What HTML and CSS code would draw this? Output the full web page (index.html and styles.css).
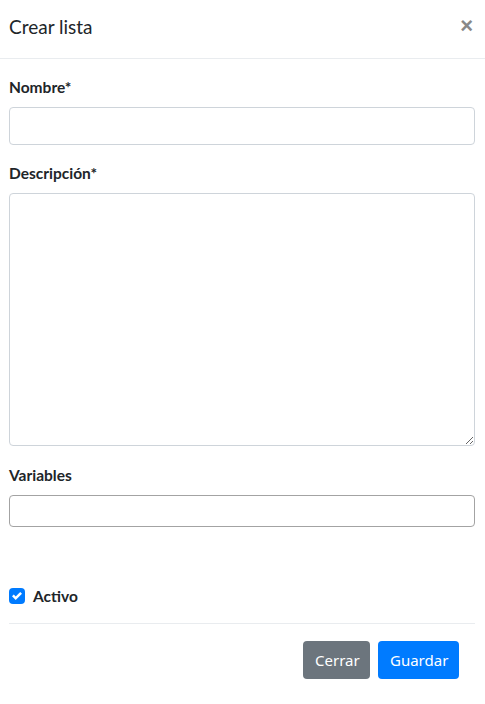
FILE: index.html
```html
<!DOCTYPE html>
<html lang="es">
<head>
<meta charset="utf-8">
<title>Crear lista</title>
<link rel="stylesheet" href="styles.css">
</head>
<body>
<div class="modal">
  <div class="modal-header">
    <h4 class="modal-title">Crear lista</h4>
    <button class="close" type="button" aria-label="Close">×</button>
  </div>
  <div class="modal-body">
    <div class="form-group">
      <label class="label">Nombre*</label>
      <input class="form-control" type="text">
    </div>
    <div class="form-group">
      <label class="label">Descripción*</label>
      <textarea class="form-control textarea"></textarea>
    </div>
    <div class="form-group">
      <label class="label">Variables</label>
      <input class="form-control variables" type="text">
    </div>
    <div class="check-row">
      <span class="check-box">
        <svg width="10" height="10" viewBox="0 0 8 8"><path fill="#fff" d="M6.564.75l-3.59 3.612-1.538-1.55L0 4.26l2.974 2.99L8 2.193z"/></svg>
      </span>
      <span class="check-label">Activo</span>
    </div>
    <div class="divider"></div>
  </div>
  <div class="modal-footer">
    <button class="btn btn-secondary" type="button">Cerrar</button>
    <button class="btn btn-primary" type="button">Guardar</button>
  </div>
</div>
</body>
</html>
```
FILE: styles.css
```css
* { box-sizing: border-box; }
html, body { margin: 0; padding: 0; background: #fff; }
body {
  font-family: "Lato", "Source Sans Pro", "Liberation Sans", sans-serif;
  color: #212529;
  font-size: 16px;
  line-height: 1.5;
}
.modal { width: 485px; }
.modal-header {
  height: 59px;
  display: flex;
  align-items: center;
  justify-content: space-between;
  padding: 0 12px 5px 9px;
  border-bottom: 1px solid #e9ecef;
}
.modal-title {
  margin: 0;
  font-size: 19px;
  font-weight: 400;
  line-height: 30px;
  color: #212529;
}
.close {
  border: 0;
  background: none;
  padding: 0;
  font-family: "Liberation Sans", Arial, sans-serif;
  font-size: 22px;
  font-weight: 700;
  color: #888;
  line-height: 1;
  margin-top: -2px;
}
.modal-body { padding: 16px 10px 0 9px; }
.form-group { margin-bottom: 16px; }
.label {
  display: block;
  font-weight: 700;
  font-size: 15.5px;
  line-height: 24px;
  margin-bottom: 8px;
}
.form-control {
  display: block;
  width: 100%;
  height: 38px;
  border: 1px solid #ced4da;
  border-radius: 4px;
  background: #fff;
  font: inherit;
  padding: 6px 12px;
}
.textarea { height: 253px; resize: vertical; }
.form-group:nth-child(3) { margin-bottom: 0; padding-top: 1px; }
.variables { height: 32px; border-color: #a3a3a3; }
.check-row {
  display: flex;
  align-items: center;
  margin-top: 61px;
  height: 16px;
}
.check-box {
  width: 16px;
  height: 16px;
  border-radius: 4px;
  background: #007bff;
  display: flex;
  align-items: center;
  justify-content: center;
}
.check-label {
  margin-left: 8px;
  font-weight: 700;
  font-size: 15.5px;
  line-height: 24px;
}
.divider {
  height: 1px;
  background: #e9ecef;
  margin-top: 19px;
}
.modal-footer {
  display: flex;
  justify-content: flex-end;
  gap: 8px;
  padding: 17px 26px 0 0;
}
.btn {
  height: 38px;
  border: 0;
  border-radius: 4px;
  color: #fff;
  font-family: "Noto Sans", "Open Sans", sans-serif;
  font-size: 15px;
  padding: 0 12px;
}
.btn-secondary { background: #6c757d; width: 67px; }
.btn-primary { background: #007bff; width: 81px; }
```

════════

Work required: Quote the material in full and exactly; do not carry over its pictures.

Result of this exercise:
What HTML and CSS code would draw this? Output the full web page (index.html and styles.css).
FILE: index.html
```html
<!DOCTYPE html>
<html lang="es">
<head>
<meta charset="utf-8">
<title>Crear lista</title>
<link rel="stylesheet" href="styles.css">
</head>
<body>
<div class="modal">
  <div class="modal-header">
    <h4 class="modal-title">Crear lista</h4>
    <button class="close" type="button" aria-label="Close">×</button>
  </div>
  <div class="modal-body">
    <div class="form-group">
      <label class="label">Nombre*</label>
      <input class="form-control" type="text">
    </div>
    <div class="form-group">
      <label class="label">Descripción*</label>
      <textarea class="form-control textarea"></textarea>
    </div>
    <div class="form-group">
      <label class="label">Variables</label>
      <input class="form-control variables" type="text">
    </div>
    <div class="check-row">
      <span class="check-box">
        <svg width="10" height="10" viewBox="0 0 8 8"><path fill="#fff" d="M6.564.75l-3.59 3.612-1.538-1.55L0 4.26l2.974 2.99L8 2.193z"/></svg>
      </span>
      <span class="check-label">Activo</span>
    </div>
    <div class="divider"></div>
  </div>
  <div class="modal-footer">
    <button class="btn btn-secondary" type="button">Cerrar</button>
    <button class="btn btn-primary" type="button">Guardar</button>
  </div>
</div>
</body>
</html>
```
FILE: styles.css
```css
* { box-sizing: border-box; }
html, body { margin: 0; padding: 0; background: #fff; }
body {
  font-family: "Lato", "Source Sans Pro", "Liberation Sans", sans-serif;
  color: #212529;
  font-size: 16px;
  line-height: 1.5;
}
.modal { width: 485px; }
.modal-header {
  height: 59px;
  display: flex;
  align-items: center;
  justify-content: space-between;
  padding: 0 12px 5px 9px;
  border-bottom: 1px solid #e9ecef;
}
.modal-title {
  margin: 0;
  font-size: 19px;
  font-weight: 400;
  line-height: 30px;
  color: #212529;
}
.close {
  border: 0;
  background: none;
  padding: 0;
  font-family: "Liberation Sans", Arial, sans-serif;
  font-size: 22px;
  font-weight: 700;
  color: #888;
  line-height: 1;
  margin-top: -2px;
}
.modal-body { padding: 16px 10px 0 9px; }
.form-group { margin-bottom: 16px; }
.label {
  display: block;
  font-weight: 700;
  font-size: 15.5px;
  line-height: 24px;
  margin-bottom: 8px;
}
.form-control {
  display: block;
  width: 100%;
  height: 38px;
  border: 1px solid #ced4da;
  border-radius: 4px;
  background: #fff;
  font: inherit;
  padding: 6px 12px;
}
.textarea { height: 253px; resize: vertical; }
.form-group:nth-child(3) { margin-bottom: 0; padding-top: 1px; }
.variables { height: 32px; border-color: #a3a3a3; }
.check-row {
  display: flex;
  align-items: center;
  margin-top: 61px;
  height: 16px;
}
.check-box {
  width: 16px;
  height: 16px;
  border-radius: 4px;
  background: #007bff;
  display: flex;
  align-items: center;
  justify-content: center;
}
.check-label {
  margin-left: 8px;
  font-weight: 700;
  font-size: 15.5px;
  line-height: 24px;
}
.divider {
  height: 1px;
  background: #e9ecef;
  margin-top: 19px;
}
.modal-footer {
  display: flex;
  justify-content: flex-end;
  gap: 8px;
  padding: 17px 26px 0 0;
}
.btn {
  height: 38px;
  border: 0;
  border-radius: 4px;
  color: #fff;
  font-family: "Noto Sans", "Open Sans", sans-serif;
  font-size: 15px;
  padding: 0 12px;
}
.btn-secondary { background: #6c757d; width: 67px; }
.btn-primary { background: #007bff; width: 81px; }
```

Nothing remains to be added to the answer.